**WORK INSTRUCTIONS**
Reproduce the listing below in full and without alteration, apart from its pictures.

**GIVEN MATERIAL**
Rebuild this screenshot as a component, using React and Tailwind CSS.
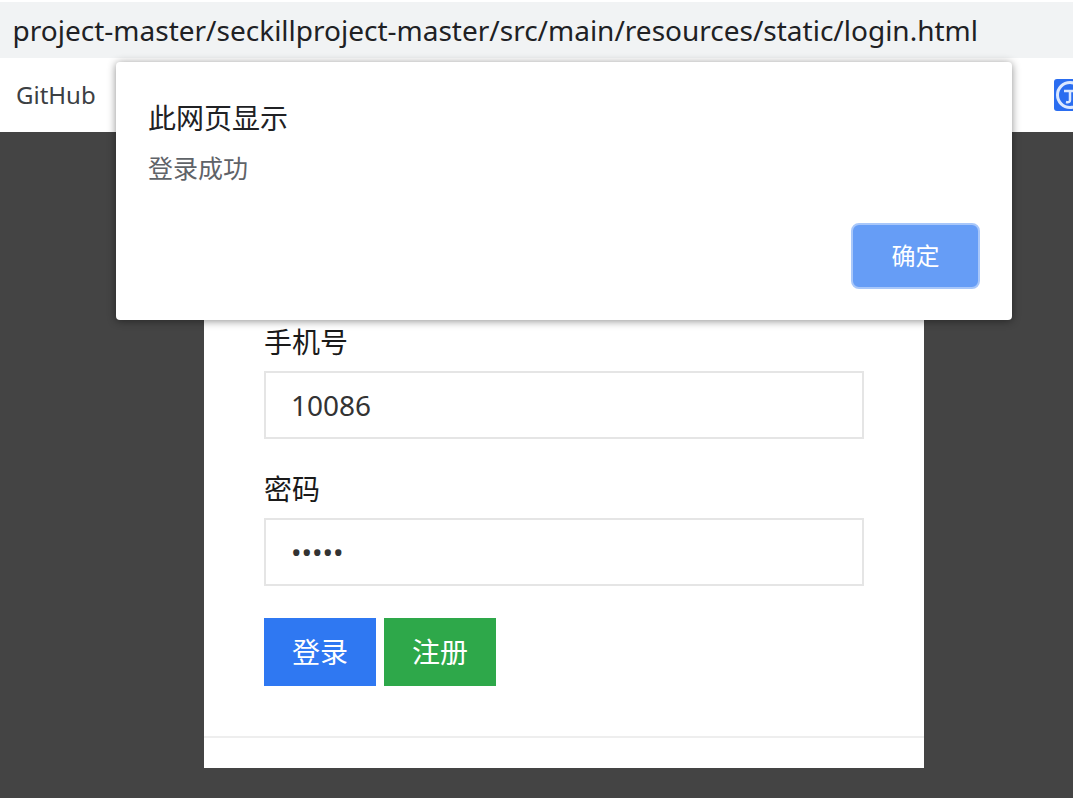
const FONT = "font-['Noto_Sans','Noto_Sans_CJK_SC',sans-serif]";

function SiteIcon() {
  return (
    <svg viewBox="0 0 32 32" className="h-8 w-8 shrink-0">
      <rect width="32" height="32" rx="3" fill="#2a6df0" />
      <circle cx="16" cy="16" r="12.5" fill="none" stroke="#dbe8ff" strokeWidth="3" />
      <path d="M10 12h11M16 12v9q0 3-4 2" fill="none" stroke="#dbe8ff" strokeWidth="2.5" />
    </svg>
  );
}

function Field({ label, value, type }) {
  return (
    <div className="mb-[30px]">
      <label className="mb-[9px] block text-[28px] leading-[40px] text-[#1a1a1a]">{label}</label>
      <input
        readOnly
        type={type}
        value={value}
        className="block h-[68px] w-[600px] border-2 border-[#e5e5e5] bg-white px-[25px] text-[28px] text-[#333333] outline-none"
      />
    </div>
  );
}

function AlertDialog() {
  return (
    <div className="absolute left-[116px] top-[62px] z-10 flex h-[258px] w-[896px] flex-col rounded-[4px] bg-white px-8 pb-[31px] pt-[34px] shadow-[0_1px_8px_rgba(0,0,0,0.45)]">
      <h2 className="text-[28px] leading-[44px] text-[#202124]">此网页显示</h2>
      <p className="mt-[10px] text-[25px] leading-[36px] text-[#5f6368]">登录成功</p>
      <div className="mt-auto flex justify-end">
        <button className="h-[66px] w-[129px] rounded-[8px] border-2 border-[#a8c7fa] bg-[#669df6] text-[24px] text-white">
          确定
        </button>
      </div>
    </div>
  );
}

export default function App() {
  return (
    <div className={`relative flex h-[798px] w-[1073px] flex-col overflow-hidden bg-[#444444] ${FONT}`}>
      <div className="flex h-[58px] shrink-0 items-center justify-end whitespace-nowrap border-t-2 border-white bg-[#f1f3f4] pr-[95px] text-[28px] text-[#202124]">
        project-master/seckillproject-master/src/main/resources/static/login.html
      </div>
      <div className="flex h-[74px] shrink-0 items-center justify-between overflow-hidden bg-white pl-4 pr-0">
        <span className="text-[24px] text-[#3c4043]">GitHub</span>
        <div className="-mr-[13px]">
          <SiteIcon />
        </div>
      </div>
      <div className="ml-[204px] flex h-[636px] w-[720px] flex-col justify-end bg-white">
        <div className="border-b-2 border-[#eeeeee] px-[60px] pb-[50px]">
          <Field label="手机号" value="10086" type="text" />
          <Field label="密码" value="12345" type="password" />
          <div className="mt-[32px] flex gap-2">
            <button className="h-[68px] w-[112px] bg-[#2f78f2] text-[28px] text-white">登录</button>
            <button className="h-[68px] w-[112px] bg-[#2ea84a] text-[28px] text-white">注册</button>
          </div>
        </div>
        <div className="h-[30px]" />
      </div>
      <AlertDialog />
    </div>
  );
}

**EXERCISE RESPONSE**
Rebuild this screenshot as a component, using React and Tailwind CSS.
const FONT = "font-['Noto_Sans','Noto_Sans_CJK_SC',sans-serif]";

function SiteIcon() {
  return (
    <svg viewBox="0 0 32 32" className="h-8 w-8 shrink-0">
      <rect width="32" height="32" rx="3" fill="#2a6df0" />
      <circle cx="16" cy="16" r="12.5" fill="none" stroke="#dbe8ff" strokeWidth="3" />
      <path d="M10 12h11M16 12v9q0 3-4 2" fill="none" stroke="#dbe8ff" strokeWidth="2.5" />
    </svg>
  );
}

function Field({ label, value, type }) {
  return (
    <div className="mb-[30px]">
      <label className="mb-[9px] block text-[28px] leading-[40px] text-[#1a1a1a]">{label}</label>
      <input
        readOnly
        type={type}
        value={value}
        className="block h-[68px] w-[600px] border-2 border-[#e5e5e5] bg-white px-[25px] text-[28px] text-[#333333] outline-none"
      />
    </div>
  );
}

function AlertDialog() {
  return (
    <div className="absolute left-[116px] top-[62px] z-10 flex h-[258px] w-[896px] flex-col rounded-[4px] bg-white px-8 pb-[31px] pt-[34px] shadow-[0_1px_8px_rgba(0,0,0,0.45)]">
      <h2 className="text-[28px] leading-[44px] text-[#202124]">此网页显示</h2>
      <p className="mt-[10px] text-[25px] leading-[36px] text-[#5f6368]">登录成功</p>
      <div className="mt-auto flex justify-end">
        <button className="h-[66px] w-[129px] rounded-[8px] border-2 border-[#a8c7fa] bg-[#669df6] text-[24px] text-white">
          确定
        </button>
      </div>
    </div>
  );
}

export default function App() {
  return (
    <div className={`relative flex h-[798px] w-[1073px] flex-col overflow-hidden bg-[#444444] ${FONT}`}>
      <div className="flex h-[58px] shrink-0 items-center justify-end whitespace-nowrap border-t-2 border-white bg-[#f1f3f4] pr-[95px] text-[28px] text-[#202124]">
        project-master/seckillproject-master/src/main/resources/static/login.html
      </div>
      <div className="flex h-[74px] shrink-0 items-center justify-between overflow-hidden bg-white pl-4 pr-0">
        <span className="text-[24px] text-[#3c4043]">GitHub</span>
        <div className="-mr-[13px]">
          <SiteIcon />
        </div>
      </div>
      <div className="ml-[204px] flex h-[636px] w-[720px] flex-col justify-end bg-white">
        <div className="border-b-2 border-[#eeeeee] px-[60px] pb-[50px]">
          <Field label="手机号" value="10086" type="text" />
          <Field label="密码" value="12345" type="password" />
          <div className="mt-[32px] flex gap-2">
            <button className="h-[68px] w-[112px] bg-[#2f78f2] text-[28px] text-white">登录</button>
            <button className="h-[68px] w-[112px] bg-[#2ea84a] text-[28px] text-white">注册</button>
          </div>
        </div>
        <div className="h-[30px]" />
      </div>
      <AlertDialog />
    </div>
  );
}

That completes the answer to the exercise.